Sunday, 15 April 2018

top ten albums - no. 4


Dear Sheddists,

I've always loved the blues, ever since my music teacher at school played an old 78rpm record which crackled and fizzed all the way down the years from the 1920s.

The song was "That Crawling Baby Blues' and the artist, Blind Lemon Jefferson, one of the founders of Texas blues who died prematurely in his 30's during a bitter Chicago snowstorm. The guitar riff had a baffling time signature augmented by a repetitive thumbed bass pattern over which an eerie vocal floated.  

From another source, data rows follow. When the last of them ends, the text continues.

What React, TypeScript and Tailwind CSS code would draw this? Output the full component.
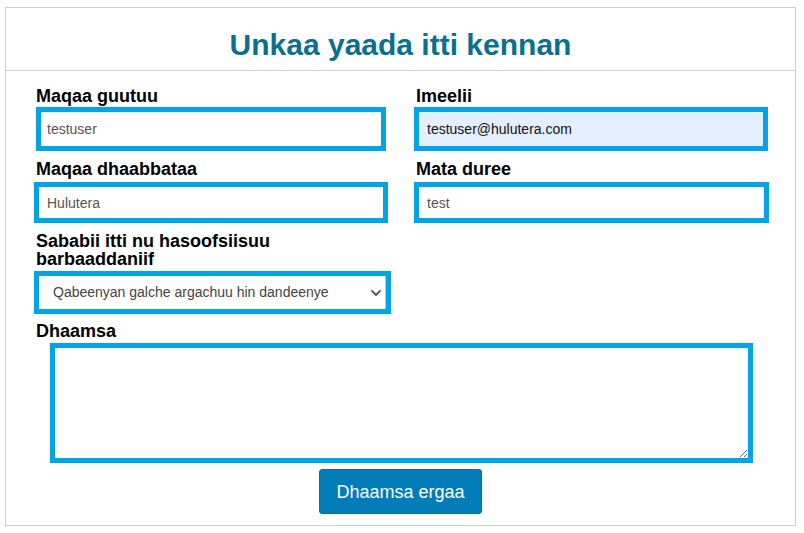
import React from "react";

const font = { fontFamily: '"Liberation Sans", Arial, sans-serif' };

export default function App() {
  return (
    <div className="pt-[7px] pl-[5px] bg-white" style={font}>
      <div className="w-[791px] h-[519px] border border-[#cccccc] bg-white">
        <div className="border-b border-[#cccccc] pt-[22px] pb-[10px]">
          <h1 className="text-center text-[30px] leading-[30px] font-bold text-[#0b6f8f]">
            Unkaa yaada itti kennan
          </h1>
        </div>
        <form className="pl-[28px] pt-[17px]" onSubmit={(e) => e.preventDefault()}>
          <div className="grid grid-cols-[357px_355px] gap-x-[23px]">
            <div className="flex flex-col">
              <label className="pl-[2px] text-[18px] leading-[17px] font-bold text-black mb-[2px]">Maqaa guutuu</label>
              <input
                defaultValue="testuser"
                className="ml-[2px] w-[350px] h-[44px] border-[5px] border-[#03a4e6] pl-[6px] text-[14px] text-[#555555] bg-white outline-none shadow-[inset_0_1px_1px_rgba(0,0,0,0.08)]"
              />
            </div>
            <div className="flex flex-col">
              <label className="pl-[2px] text-[18px] leading-[17px] font-bold text-black mb-[2px]">Imeelii</label>
              <input
                defaultValue="testuser@hulutera.com"
                className="w-[354px] h-[44px] border-[5px] border-[#03a4e6] pl-[8px] text-[14px] text-[#111111] bg-[#e4effd] outline-none"
              />
            </div>
            <div className="flex flex-col mt-[10px]">
              <label className="pl-[2px] text-[18px] leading-[17px] font-bold text-black mb-[4px]">Maqaa dhaabbataa</label>
              <input
                defaultValue="Hulutera"
                className="w-[354px] h-[41px] border-[5px] border-[#03a4e6] pl-[8px] text-[14px] text-[#555555] bg-white outline-none shadow-[inset_0_1px_1px_rgba(0,0,0,0.08)]"
              />
            </div>
            <div className="flex flex-col mt-[10px]">
              <label className="pl-[2px] text-[18px] leading-[17px] font-bold text-black mb-[4px]">Mata duree</label>
              <input
                defaultValue="test"
                className="w-[355px] h-[41px] border-[5px] border-[#03a4e6] pl-[8px] text-[14px] text-[#555555] bg-white outline-none shadow-[inset_0_1px_1px_rgba(0,0,0,0.08)]"
              />
            </div>
            <div className="flex flex-col mt-[9px]">
              <label className="pl-[2px] text-[18px] leading-[18px] font-bold text-black mb-[3px]">
                Sababii itti nu hasoofsiisuu barbaaddaniif
              </label>
              <div className="relative w-[357px] h-[43px] border-[5px] border-[#03a4e6] bg-white">
                <div className="w-full h-full border-r border-[#c8c8c8] flex items-center pl-[14px] pr-[24px]">
                  <select
                    defaultValue="a"
                    className="appearance-none flex-1 h-full text-[14px] text-[#444444] bg-transparent outline-none"
                    style={font}
                  >
                    <option value="a">Qabeenyan galche argachuu hin dandeenye</option>
                  </select>
                </div>
                <svg
                  className="absolute right-[5px] top-1/2 -translate-y-1/2 pointer-events-none"
                  width="10"
                  height="7"
                  viewBox="0 0 10 7"
                  fill="none"
                >
                  <path d="M1 1.5 L5 5.5 L9 1.5" stroke="#555555" strokeWidth="1.8" strokeLinecap="round" strokeLinejoin="round" />
                </svg>
              </div>
            </div>
            <div />
          </div>
          <div className="flex flex-col mt-[9px]">
            <label className="pl-[2px] text-[18px] leading-[17px] font-bold text-black mb-[3px]">Dhaamsa</label>
            <textarea
              className="ml-[16px] w-[703px] h-[120px] border-[5px] border-[#03a4e6] bg-white outline-none p-[6px] text-[14px]"
              style={font}
            />
          </div>
          <div className="flex justify-center mt-[6px] pr-[28px]">
            <button
              type="submit"
              className="w-[163px] h-[45px] rounded-[3px] bg-[#007cb9] text-white text-[18px] leading-none border border-[#0a6ea3]"
              style={font}
            >
              Dhaamsa ergaa
            </button>
          </div>
        </form>
      </div>
    </div>
  );
}
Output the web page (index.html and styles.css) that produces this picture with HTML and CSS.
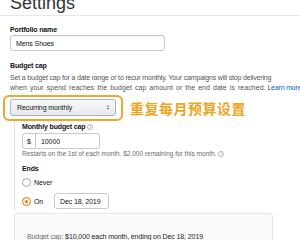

It stuck in my mind, but it was another twenty years before I really started to explore the world of country blues. Once I got going I just kept digging and digging.  American labels were the best. Arhoolie, Yazoo and Rounder each brought a different take to this haunting and deeply personal music.  From the gentle Piedmont Blues of Mississippi John Hurt to the blistering, feral roar of Howling Wolf the music spoke of universal themes that remain true to this day - love, sex, death, hunger, longing, joy and misery.

The blues have a habit of getting right under the skin.  Just listen to this clip of the legendary Skip James playing Hard Times Killing Floor Blues to hear what I mean.

Many of the original country blues players were recorded during the 1920's for labels specialising in what was then called 'race music', only to disappear for decades in the aftermath of the Great Depression.  It took a new generation of musicologists to rediscover them in the 1960's by turning detective. 

Alan Lomax was the first to track down and record Mississipi Fred McDowell, a diminutive farmer and part-time blues musician who specialised in playing hypnotic, droning single-chord vamps. The record I've chosen for my top ten sees him paired with an old-time friend, Johnny Woods, a colourful harmonica-player who allegedly had to be dragged in for this live recording following a night of corn-whisky.  

Here they are playing 'Red Cross Store'

I defy you to keep your feet still as you listen!